=== Input for this task ===
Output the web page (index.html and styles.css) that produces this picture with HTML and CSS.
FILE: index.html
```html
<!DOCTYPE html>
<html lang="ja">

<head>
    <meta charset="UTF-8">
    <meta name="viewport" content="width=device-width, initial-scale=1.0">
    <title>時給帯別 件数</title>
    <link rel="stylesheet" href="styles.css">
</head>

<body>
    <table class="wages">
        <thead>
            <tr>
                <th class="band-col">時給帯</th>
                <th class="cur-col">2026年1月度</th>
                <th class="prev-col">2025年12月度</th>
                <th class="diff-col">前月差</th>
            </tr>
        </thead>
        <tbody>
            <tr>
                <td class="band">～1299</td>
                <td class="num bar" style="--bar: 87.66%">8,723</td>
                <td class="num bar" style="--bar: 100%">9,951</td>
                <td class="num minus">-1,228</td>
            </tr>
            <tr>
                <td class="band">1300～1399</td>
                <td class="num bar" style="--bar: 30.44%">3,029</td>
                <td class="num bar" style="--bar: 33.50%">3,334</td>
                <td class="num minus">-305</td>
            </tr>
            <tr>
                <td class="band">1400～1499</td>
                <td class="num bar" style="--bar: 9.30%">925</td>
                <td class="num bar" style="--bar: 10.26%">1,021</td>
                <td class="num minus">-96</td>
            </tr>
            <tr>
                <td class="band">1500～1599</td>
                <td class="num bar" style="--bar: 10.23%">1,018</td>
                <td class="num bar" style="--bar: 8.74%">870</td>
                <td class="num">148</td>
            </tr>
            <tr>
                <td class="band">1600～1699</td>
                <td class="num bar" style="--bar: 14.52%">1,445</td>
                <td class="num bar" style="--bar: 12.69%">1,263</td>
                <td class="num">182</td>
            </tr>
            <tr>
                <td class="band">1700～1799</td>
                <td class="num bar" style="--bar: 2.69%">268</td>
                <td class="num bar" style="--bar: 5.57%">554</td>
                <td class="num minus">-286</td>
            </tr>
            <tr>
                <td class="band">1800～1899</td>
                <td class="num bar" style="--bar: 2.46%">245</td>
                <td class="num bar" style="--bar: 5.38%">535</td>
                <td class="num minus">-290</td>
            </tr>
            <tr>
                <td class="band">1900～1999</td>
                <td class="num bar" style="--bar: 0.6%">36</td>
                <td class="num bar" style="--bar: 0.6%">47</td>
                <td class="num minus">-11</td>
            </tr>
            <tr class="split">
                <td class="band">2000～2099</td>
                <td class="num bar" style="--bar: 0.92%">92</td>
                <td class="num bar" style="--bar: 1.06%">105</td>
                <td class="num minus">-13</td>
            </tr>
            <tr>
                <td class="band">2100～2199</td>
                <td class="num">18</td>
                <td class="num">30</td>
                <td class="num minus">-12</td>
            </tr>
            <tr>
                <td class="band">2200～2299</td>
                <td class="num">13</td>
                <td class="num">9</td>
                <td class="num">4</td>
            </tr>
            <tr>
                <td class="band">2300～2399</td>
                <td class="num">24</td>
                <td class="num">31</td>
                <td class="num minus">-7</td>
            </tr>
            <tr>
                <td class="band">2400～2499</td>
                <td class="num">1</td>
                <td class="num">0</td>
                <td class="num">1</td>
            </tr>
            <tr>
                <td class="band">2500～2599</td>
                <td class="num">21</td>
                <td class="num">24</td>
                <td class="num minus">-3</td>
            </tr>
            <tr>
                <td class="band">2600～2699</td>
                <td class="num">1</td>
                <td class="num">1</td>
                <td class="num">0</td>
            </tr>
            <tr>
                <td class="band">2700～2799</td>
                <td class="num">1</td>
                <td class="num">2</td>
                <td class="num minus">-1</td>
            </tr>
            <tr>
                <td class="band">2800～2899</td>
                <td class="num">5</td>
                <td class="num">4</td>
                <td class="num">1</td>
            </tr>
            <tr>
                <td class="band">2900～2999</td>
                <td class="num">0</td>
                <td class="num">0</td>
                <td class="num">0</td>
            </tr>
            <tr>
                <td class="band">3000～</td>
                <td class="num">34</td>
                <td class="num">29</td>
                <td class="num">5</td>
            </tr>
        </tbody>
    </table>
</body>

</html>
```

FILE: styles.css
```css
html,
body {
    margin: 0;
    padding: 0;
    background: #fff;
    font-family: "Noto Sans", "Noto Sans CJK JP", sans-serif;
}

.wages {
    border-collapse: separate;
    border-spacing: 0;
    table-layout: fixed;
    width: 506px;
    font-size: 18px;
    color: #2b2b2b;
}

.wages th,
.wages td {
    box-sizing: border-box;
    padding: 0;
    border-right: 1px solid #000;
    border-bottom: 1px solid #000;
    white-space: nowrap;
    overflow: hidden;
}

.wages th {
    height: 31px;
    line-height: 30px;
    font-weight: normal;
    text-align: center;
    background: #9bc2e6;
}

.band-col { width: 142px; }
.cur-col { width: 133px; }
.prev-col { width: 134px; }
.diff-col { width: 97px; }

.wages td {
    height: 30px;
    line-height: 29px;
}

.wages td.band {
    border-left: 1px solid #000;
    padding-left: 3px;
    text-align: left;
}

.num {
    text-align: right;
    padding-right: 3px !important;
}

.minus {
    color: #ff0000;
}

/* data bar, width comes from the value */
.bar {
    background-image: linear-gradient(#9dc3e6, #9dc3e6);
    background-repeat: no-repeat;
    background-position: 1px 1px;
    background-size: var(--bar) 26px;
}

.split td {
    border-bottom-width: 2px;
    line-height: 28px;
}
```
===
=== Input for this task ===
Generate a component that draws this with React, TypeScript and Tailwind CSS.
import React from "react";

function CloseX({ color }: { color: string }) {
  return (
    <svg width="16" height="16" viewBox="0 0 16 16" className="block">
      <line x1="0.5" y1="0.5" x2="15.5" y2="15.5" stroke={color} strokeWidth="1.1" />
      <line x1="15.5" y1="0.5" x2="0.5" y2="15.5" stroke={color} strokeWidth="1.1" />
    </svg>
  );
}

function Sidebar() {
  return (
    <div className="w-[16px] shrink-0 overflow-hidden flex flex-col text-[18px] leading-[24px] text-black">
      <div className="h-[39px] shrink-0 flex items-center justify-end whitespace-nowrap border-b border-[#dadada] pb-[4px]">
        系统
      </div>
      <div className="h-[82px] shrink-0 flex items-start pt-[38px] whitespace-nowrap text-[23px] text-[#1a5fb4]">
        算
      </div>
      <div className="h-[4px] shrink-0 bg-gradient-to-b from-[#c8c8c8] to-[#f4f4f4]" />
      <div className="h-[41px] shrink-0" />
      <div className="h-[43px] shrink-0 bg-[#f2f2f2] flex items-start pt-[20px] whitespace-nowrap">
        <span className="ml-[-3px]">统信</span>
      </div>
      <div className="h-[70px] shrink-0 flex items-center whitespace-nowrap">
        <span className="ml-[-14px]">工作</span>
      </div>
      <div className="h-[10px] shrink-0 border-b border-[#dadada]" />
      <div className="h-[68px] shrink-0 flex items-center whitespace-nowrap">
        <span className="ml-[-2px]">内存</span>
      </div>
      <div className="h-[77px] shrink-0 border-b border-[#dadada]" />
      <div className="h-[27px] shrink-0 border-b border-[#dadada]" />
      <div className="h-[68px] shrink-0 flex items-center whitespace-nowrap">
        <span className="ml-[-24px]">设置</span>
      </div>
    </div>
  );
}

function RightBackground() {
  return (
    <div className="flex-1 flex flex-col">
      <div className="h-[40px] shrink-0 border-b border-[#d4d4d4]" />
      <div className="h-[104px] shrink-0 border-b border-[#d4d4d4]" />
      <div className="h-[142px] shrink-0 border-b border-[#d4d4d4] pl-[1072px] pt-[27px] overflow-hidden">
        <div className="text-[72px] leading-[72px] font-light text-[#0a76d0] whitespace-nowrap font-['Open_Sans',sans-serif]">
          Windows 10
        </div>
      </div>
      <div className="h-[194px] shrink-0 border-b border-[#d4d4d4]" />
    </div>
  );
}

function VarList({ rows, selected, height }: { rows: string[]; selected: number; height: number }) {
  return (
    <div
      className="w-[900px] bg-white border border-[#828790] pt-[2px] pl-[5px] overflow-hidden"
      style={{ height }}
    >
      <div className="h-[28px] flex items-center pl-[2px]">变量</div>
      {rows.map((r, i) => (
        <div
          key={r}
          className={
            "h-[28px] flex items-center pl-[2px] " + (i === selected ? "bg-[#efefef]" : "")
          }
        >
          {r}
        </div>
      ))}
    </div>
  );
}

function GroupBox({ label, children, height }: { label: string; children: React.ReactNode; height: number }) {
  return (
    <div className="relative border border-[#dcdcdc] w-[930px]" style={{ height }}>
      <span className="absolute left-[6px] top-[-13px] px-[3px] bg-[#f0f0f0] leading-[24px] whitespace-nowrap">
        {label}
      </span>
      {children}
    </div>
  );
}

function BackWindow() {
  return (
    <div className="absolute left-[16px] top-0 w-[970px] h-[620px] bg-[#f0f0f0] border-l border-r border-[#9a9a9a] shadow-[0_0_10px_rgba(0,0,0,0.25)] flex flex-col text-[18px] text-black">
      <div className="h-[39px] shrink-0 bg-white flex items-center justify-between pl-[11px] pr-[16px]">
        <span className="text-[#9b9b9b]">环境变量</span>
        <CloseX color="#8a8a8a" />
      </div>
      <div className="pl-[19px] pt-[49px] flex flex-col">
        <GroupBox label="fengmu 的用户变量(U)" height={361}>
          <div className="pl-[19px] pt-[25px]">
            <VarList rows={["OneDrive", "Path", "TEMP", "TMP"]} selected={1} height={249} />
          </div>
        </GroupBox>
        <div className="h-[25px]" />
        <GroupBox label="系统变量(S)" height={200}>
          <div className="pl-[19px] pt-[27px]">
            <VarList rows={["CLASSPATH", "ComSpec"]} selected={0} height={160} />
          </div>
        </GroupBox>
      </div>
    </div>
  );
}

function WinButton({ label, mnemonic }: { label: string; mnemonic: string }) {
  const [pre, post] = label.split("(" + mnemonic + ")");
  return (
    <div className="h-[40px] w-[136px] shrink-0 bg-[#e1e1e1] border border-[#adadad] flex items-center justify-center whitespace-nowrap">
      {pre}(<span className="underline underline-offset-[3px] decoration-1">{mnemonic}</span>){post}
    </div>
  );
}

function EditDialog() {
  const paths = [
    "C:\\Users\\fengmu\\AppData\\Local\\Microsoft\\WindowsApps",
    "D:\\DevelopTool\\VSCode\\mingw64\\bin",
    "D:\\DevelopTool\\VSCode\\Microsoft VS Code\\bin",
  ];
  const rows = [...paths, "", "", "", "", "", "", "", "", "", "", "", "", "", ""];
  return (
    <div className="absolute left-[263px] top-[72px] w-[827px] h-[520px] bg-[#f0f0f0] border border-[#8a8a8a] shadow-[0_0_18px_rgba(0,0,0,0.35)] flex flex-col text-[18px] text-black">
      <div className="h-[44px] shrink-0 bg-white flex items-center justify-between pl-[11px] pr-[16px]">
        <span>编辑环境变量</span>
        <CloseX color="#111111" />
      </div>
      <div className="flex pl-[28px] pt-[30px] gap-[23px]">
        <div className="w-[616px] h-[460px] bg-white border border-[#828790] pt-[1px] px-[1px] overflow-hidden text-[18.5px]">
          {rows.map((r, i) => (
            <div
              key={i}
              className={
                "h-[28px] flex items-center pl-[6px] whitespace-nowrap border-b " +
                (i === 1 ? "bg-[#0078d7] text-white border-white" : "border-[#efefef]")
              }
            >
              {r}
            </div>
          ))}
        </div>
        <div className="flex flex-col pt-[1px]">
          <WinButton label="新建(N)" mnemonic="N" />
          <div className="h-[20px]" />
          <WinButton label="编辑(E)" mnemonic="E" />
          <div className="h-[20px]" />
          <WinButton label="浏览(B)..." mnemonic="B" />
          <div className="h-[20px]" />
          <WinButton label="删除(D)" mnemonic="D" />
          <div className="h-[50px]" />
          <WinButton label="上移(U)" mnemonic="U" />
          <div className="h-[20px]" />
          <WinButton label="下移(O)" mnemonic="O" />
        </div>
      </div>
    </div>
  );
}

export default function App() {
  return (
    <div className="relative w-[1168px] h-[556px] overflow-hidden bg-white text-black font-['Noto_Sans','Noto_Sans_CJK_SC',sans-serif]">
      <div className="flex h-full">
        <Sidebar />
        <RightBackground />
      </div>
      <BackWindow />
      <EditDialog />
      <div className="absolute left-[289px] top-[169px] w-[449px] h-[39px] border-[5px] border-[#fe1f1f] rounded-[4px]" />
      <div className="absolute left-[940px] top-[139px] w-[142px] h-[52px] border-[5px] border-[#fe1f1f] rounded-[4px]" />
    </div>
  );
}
===
=== Input for this task ===
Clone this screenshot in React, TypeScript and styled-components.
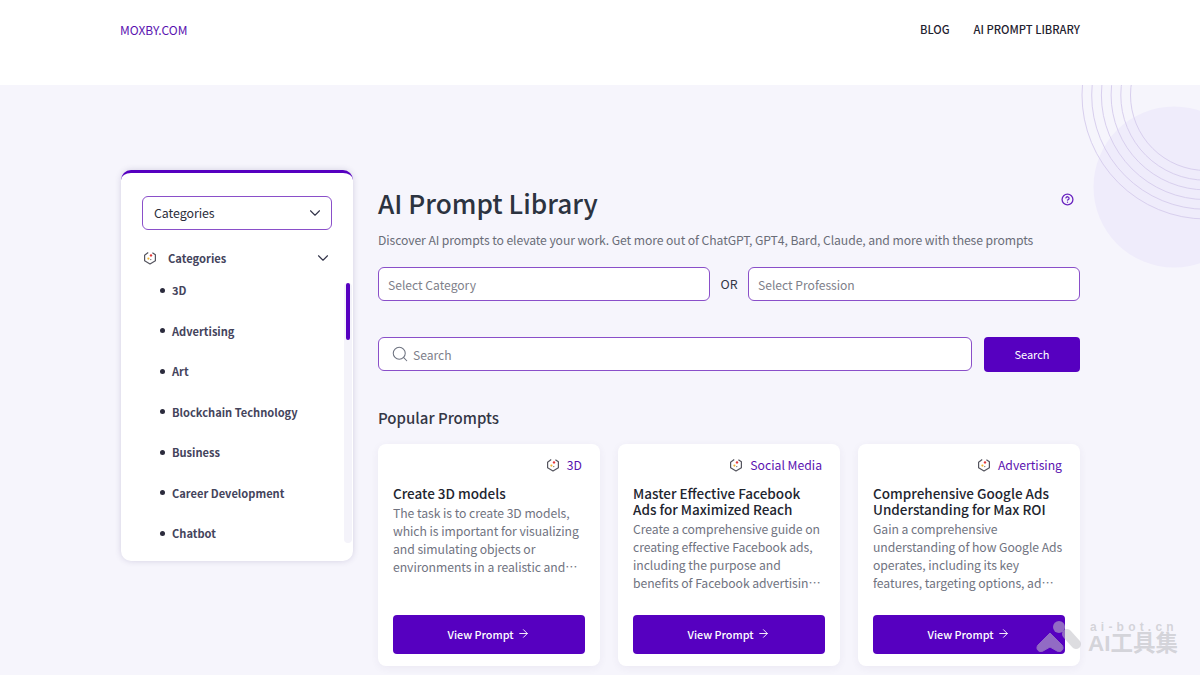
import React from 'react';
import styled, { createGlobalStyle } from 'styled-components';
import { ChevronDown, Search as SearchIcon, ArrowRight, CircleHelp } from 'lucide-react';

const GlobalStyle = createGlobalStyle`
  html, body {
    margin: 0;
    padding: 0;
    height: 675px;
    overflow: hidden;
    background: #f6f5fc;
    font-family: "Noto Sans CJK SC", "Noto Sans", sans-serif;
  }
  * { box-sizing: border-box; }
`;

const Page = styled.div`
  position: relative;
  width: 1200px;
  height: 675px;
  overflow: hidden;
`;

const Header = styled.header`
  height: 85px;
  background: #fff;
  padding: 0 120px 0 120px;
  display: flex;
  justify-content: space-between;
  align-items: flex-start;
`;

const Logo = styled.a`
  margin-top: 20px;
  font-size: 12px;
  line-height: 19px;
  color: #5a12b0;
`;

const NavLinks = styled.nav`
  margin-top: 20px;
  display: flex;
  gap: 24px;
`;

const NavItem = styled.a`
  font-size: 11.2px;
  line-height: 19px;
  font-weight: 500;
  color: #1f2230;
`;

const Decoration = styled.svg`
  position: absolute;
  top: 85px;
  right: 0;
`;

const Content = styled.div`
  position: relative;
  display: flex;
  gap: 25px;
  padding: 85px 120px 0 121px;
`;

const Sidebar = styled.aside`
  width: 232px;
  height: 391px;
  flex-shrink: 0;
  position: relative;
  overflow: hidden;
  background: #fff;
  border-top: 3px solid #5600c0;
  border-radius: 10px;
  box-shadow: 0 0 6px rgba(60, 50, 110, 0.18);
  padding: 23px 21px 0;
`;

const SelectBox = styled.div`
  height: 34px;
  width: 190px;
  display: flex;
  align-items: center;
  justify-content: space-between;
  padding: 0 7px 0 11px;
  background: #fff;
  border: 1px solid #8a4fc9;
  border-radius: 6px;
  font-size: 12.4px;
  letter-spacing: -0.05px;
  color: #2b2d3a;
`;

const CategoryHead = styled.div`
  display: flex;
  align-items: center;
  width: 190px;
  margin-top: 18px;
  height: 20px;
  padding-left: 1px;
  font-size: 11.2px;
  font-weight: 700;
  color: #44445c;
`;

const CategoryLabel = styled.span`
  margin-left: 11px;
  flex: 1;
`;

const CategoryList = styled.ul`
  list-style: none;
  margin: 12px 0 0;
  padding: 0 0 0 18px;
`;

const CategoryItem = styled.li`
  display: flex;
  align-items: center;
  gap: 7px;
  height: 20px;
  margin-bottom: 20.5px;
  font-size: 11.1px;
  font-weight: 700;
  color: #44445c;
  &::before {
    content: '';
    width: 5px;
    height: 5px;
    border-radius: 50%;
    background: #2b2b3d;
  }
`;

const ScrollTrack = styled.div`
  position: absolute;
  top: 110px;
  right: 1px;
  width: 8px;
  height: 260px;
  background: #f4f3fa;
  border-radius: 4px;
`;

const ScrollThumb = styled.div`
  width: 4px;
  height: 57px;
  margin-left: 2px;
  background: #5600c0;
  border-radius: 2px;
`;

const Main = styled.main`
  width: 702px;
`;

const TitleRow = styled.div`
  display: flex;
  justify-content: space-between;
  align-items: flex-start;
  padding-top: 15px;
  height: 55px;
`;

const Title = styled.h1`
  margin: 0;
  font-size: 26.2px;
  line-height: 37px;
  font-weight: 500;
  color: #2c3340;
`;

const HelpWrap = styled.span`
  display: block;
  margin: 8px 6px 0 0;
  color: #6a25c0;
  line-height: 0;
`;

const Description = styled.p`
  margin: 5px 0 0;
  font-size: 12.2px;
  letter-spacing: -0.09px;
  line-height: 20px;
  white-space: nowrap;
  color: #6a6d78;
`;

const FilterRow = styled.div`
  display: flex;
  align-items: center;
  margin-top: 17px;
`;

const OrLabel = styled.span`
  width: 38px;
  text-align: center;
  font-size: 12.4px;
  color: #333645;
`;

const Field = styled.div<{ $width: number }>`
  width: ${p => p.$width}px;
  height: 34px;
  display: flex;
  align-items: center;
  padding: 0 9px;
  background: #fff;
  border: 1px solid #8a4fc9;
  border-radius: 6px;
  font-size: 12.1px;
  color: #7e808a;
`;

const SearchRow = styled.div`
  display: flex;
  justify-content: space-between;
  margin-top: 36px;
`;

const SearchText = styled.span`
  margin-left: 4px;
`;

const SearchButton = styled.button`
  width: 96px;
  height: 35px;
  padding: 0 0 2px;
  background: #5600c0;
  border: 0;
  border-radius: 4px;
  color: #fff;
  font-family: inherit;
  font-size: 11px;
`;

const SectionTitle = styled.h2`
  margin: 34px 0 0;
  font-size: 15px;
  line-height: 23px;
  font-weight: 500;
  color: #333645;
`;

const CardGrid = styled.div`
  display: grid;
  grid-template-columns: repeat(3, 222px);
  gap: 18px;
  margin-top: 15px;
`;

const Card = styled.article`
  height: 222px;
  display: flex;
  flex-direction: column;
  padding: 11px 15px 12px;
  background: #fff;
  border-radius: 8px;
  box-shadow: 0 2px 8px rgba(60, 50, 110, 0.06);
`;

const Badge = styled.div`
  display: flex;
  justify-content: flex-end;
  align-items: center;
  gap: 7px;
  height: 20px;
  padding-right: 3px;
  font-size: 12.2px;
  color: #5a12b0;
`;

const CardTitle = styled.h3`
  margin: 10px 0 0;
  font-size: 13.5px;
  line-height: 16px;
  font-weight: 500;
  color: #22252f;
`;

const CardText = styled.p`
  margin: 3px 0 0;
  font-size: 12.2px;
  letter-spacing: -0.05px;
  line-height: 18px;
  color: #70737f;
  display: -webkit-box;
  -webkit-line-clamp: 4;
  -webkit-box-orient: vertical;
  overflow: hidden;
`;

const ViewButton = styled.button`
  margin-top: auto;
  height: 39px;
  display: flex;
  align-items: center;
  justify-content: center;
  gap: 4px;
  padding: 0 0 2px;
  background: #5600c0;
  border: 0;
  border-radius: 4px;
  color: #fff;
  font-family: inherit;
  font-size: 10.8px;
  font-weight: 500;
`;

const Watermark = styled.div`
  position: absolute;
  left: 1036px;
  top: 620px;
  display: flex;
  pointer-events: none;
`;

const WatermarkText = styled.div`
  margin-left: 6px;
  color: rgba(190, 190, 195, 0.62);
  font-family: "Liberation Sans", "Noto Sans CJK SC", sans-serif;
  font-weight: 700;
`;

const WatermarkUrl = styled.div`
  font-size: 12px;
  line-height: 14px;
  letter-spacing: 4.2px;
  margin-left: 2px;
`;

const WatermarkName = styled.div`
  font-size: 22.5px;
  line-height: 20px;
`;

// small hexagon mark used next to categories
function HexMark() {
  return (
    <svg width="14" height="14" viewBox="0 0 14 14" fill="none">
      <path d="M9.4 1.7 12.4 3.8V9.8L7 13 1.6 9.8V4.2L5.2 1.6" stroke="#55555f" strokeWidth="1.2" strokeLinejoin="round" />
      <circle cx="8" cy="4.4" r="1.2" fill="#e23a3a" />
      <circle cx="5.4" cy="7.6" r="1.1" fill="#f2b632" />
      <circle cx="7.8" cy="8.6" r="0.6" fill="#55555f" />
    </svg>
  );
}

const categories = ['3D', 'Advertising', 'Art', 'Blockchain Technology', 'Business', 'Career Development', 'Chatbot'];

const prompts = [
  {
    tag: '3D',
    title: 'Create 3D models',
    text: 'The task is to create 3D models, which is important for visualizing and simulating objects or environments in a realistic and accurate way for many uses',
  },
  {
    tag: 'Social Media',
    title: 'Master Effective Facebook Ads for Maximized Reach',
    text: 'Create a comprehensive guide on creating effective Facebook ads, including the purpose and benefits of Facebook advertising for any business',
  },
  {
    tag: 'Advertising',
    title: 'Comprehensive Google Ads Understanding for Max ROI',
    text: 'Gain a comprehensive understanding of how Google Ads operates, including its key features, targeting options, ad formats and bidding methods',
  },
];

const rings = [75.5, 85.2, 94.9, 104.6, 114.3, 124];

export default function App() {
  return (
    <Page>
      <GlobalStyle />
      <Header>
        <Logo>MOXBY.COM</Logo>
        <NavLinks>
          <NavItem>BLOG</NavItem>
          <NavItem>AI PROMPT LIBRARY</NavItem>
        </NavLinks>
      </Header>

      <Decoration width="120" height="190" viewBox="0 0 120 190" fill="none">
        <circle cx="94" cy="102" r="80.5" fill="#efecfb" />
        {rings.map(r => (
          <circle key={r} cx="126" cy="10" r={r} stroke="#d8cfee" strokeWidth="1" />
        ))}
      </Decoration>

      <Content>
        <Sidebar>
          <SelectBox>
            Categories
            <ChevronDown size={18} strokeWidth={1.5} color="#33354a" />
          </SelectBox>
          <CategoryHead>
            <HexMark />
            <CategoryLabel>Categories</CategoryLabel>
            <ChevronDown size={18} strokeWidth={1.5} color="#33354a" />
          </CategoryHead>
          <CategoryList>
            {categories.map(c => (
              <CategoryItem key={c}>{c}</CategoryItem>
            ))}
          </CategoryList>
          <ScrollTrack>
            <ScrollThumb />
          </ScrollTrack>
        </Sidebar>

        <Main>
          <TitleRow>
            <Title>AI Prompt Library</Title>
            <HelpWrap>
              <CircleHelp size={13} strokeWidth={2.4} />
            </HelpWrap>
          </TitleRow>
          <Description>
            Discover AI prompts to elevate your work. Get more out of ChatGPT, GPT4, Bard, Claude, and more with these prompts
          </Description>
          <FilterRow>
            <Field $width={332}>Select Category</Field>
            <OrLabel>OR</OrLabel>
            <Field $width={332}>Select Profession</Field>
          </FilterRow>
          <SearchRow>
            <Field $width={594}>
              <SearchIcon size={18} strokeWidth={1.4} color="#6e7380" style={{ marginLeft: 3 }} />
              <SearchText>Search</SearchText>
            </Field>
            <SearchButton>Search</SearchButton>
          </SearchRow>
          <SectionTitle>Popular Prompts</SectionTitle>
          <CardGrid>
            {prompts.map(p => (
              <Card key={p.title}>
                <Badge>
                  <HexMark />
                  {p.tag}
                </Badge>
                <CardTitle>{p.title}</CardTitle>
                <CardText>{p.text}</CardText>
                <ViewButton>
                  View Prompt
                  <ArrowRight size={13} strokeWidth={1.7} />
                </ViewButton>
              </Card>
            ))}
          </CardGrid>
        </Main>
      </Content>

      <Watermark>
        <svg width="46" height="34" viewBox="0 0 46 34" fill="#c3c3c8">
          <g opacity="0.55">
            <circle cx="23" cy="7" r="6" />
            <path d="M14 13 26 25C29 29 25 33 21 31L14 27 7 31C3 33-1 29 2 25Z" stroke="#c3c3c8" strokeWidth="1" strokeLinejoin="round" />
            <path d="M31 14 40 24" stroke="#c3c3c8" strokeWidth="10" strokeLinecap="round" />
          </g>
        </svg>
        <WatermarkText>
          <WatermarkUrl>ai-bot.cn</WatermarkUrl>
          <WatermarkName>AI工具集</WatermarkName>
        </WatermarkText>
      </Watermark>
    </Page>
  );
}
===
## Request
Copy each line from the data above that includes "components".

## Solution for this exercise
Clone this screenshot in React, TypeScript and styled-components.
import styled, { createGlobalStyle } from 'styled-components';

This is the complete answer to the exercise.